# How do you rationalize the numerator and simplify [(1/sqrtx)+9sqrtx]/(9x+1)?

Apr 14, 2015

The result is $\frac{\sqrt{x}}{x}$.

The reason is the following:
1st) You have to rationalize $\frac{1}{\sqrt{x}}$. This is done by multiplying both numerator and denominator by $\sqrt{x}$. By doing this, you obtain the following: $\frac{\left(\frac{1}{\sqrt{x}}\right) + 9 \sqrt{x}}{9 x + 1} = \frac{\left(\frac{\sqrt{x}}{x}\right) + 9 \sqrt{x}}{9 x + 1}$.

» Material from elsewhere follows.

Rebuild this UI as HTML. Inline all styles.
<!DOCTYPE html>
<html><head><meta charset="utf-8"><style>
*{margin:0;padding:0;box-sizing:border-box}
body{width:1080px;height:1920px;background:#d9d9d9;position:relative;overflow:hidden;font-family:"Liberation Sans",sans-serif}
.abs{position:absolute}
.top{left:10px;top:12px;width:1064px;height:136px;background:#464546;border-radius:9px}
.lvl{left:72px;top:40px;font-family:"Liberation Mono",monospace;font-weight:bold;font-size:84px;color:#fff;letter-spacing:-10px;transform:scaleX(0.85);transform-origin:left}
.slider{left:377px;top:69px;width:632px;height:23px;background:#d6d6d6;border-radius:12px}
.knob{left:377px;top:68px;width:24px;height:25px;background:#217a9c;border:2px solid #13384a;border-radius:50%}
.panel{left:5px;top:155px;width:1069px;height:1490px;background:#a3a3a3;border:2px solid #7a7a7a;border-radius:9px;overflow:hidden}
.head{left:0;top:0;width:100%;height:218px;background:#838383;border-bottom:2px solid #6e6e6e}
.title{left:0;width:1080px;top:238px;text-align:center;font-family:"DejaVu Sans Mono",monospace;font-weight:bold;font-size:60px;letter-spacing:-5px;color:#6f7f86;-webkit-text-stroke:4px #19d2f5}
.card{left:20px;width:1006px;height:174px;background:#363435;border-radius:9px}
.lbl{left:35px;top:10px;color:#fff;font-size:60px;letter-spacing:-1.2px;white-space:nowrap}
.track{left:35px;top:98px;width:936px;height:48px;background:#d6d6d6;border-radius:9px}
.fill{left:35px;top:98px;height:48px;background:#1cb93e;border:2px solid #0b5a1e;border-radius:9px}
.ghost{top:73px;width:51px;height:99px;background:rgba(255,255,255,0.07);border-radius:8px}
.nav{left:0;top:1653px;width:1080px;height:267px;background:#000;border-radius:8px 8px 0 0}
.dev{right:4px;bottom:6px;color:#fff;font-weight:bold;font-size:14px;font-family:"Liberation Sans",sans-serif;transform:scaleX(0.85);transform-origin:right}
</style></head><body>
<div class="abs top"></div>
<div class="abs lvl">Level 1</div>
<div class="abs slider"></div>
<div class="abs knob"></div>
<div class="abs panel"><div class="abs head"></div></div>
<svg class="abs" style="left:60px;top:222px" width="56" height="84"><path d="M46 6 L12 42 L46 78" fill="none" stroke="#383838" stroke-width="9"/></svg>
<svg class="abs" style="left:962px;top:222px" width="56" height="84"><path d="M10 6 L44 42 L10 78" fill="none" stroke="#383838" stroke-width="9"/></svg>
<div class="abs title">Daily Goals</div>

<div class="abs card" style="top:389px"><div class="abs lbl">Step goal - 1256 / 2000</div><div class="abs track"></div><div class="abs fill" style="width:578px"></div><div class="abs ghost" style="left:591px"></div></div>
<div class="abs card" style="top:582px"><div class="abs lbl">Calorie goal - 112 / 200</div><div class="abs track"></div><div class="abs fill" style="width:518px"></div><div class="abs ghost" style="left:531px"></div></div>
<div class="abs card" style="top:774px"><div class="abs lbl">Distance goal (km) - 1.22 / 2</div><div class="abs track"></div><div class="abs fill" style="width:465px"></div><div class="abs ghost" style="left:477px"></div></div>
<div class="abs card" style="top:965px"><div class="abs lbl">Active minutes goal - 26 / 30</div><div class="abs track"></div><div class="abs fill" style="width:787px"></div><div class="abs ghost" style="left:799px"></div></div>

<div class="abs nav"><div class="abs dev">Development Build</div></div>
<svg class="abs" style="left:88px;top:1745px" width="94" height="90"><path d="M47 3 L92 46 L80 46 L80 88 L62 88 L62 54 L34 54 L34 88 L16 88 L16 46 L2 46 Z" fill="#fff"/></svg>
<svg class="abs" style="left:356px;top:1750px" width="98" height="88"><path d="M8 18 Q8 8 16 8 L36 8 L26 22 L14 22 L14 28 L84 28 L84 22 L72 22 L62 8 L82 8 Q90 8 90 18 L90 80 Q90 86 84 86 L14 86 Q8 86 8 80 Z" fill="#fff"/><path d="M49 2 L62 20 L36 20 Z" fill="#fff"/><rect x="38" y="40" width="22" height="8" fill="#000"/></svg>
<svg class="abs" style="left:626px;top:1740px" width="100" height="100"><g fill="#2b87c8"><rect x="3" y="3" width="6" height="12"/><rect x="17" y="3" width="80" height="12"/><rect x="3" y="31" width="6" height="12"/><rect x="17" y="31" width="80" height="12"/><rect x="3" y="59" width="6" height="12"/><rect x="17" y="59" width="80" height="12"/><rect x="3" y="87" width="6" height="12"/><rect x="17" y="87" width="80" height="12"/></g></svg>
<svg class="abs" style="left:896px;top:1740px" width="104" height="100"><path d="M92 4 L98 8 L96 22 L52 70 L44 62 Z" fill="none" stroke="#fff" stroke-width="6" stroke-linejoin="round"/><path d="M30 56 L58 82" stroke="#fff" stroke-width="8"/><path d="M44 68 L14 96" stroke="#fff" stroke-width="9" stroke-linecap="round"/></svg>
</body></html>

2nd) Now, you make "x" the common denominator of the numerator as follows:
$\frac{\left(\frac{\sqrt{x}}{x}\right) + 9 \sqrt{x}}{9 x + 1} = \frac{\frac{\sqrt{x} + 9 x \sqrt{x}}{x}}{9 x + 1}$.
3rd) Now, you pass the intermediate "x" to the denominator:
$\frac{\frac{\sqrt{x} + 9 x \sqrt{x}}{x}}{9 x + 1} = \frac{\sqrt{x} + 9 x \sqrt{x}}{x \left(9 x + 1\right)}$.

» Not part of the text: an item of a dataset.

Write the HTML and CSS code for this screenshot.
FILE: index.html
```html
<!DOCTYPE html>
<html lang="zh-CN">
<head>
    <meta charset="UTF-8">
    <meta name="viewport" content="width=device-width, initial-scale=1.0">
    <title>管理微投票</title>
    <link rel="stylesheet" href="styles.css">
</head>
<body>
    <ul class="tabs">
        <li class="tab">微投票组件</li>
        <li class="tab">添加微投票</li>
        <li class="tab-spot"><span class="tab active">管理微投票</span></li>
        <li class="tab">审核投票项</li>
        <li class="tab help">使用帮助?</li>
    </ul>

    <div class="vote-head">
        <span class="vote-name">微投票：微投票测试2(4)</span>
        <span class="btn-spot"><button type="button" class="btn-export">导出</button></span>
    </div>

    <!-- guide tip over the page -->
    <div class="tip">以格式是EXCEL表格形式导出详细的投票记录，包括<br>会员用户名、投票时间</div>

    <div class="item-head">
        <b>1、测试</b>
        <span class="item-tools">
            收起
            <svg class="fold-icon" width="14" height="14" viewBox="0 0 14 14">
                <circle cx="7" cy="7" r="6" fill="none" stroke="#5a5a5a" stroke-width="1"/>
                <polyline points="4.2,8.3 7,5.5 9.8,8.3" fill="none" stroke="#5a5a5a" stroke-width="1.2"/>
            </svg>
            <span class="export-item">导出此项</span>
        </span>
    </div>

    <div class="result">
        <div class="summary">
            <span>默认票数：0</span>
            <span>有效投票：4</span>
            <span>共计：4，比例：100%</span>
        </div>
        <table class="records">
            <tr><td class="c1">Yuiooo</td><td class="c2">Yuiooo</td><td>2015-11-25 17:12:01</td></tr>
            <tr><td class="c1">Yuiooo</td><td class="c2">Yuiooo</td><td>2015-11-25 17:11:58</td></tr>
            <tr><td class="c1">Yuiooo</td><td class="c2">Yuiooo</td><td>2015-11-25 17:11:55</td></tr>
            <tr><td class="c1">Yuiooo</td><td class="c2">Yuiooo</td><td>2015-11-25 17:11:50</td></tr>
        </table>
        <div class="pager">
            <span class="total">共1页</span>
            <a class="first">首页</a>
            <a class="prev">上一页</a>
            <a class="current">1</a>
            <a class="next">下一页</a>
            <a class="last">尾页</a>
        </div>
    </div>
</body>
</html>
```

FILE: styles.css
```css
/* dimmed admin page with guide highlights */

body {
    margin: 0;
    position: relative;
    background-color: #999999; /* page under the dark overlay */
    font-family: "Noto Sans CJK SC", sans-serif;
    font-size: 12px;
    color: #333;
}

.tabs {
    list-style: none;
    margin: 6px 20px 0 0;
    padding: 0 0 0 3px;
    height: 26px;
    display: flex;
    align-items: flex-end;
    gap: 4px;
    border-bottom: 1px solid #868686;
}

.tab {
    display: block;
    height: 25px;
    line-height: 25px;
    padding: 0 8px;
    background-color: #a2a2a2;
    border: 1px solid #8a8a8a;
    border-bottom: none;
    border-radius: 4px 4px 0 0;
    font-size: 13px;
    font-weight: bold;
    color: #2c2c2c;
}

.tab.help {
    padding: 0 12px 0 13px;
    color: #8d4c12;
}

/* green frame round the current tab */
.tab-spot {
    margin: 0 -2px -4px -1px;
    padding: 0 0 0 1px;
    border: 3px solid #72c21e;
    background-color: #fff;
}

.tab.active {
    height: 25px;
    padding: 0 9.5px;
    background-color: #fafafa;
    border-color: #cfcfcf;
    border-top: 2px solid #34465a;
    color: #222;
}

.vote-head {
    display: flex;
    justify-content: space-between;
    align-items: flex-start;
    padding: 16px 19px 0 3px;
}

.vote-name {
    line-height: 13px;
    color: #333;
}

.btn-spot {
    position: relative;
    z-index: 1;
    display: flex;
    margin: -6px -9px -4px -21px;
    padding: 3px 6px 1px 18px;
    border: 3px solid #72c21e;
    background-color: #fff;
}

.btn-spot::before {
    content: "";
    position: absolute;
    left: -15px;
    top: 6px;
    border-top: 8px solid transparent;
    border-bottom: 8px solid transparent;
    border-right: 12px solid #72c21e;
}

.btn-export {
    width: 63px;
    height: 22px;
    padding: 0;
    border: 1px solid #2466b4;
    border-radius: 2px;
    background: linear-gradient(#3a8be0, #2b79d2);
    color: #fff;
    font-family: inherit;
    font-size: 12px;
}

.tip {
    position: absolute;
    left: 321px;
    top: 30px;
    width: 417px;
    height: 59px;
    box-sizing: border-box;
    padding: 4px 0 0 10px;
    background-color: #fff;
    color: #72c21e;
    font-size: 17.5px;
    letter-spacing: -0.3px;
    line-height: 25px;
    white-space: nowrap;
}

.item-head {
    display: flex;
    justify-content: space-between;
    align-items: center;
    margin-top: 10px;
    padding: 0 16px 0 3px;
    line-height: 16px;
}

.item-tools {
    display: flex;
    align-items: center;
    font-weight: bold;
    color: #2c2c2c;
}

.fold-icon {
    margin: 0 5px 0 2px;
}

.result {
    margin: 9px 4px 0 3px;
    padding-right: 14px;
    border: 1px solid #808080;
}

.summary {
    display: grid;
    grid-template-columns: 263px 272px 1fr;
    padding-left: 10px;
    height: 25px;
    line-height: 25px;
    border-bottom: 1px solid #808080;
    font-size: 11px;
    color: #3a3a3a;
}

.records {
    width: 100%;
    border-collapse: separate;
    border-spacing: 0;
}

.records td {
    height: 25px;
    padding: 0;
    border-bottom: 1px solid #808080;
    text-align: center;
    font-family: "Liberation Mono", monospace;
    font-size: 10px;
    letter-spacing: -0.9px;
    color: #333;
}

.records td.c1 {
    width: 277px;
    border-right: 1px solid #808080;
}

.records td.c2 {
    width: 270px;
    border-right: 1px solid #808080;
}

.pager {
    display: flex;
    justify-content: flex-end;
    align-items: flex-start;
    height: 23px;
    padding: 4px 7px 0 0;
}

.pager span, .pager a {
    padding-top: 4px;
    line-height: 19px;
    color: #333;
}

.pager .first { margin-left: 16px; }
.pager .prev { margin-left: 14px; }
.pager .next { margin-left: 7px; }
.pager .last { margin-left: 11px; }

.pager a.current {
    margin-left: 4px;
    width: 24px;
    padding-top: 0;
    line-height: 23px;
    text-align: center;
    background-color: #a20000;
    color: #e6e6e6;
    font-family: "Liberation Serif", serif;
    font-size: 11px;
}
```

4th) Now, you take common factor $\sqrt{x}$ from the numerator:
(sqrtx+9xsqrtx)/(x(9x+1)) = (sqrtx(9x+1))/(x(9x+1).
5th) And, finally, you simplify the factor (9x+1) appearing both in the numerator and the denominator:
$\frac{\sqrt{x} \left(\cancel{9 x + 1}\right)}{x \left(\cancel{9 x + 1}\right)} = \frac{\sqrt{x}}{x}$.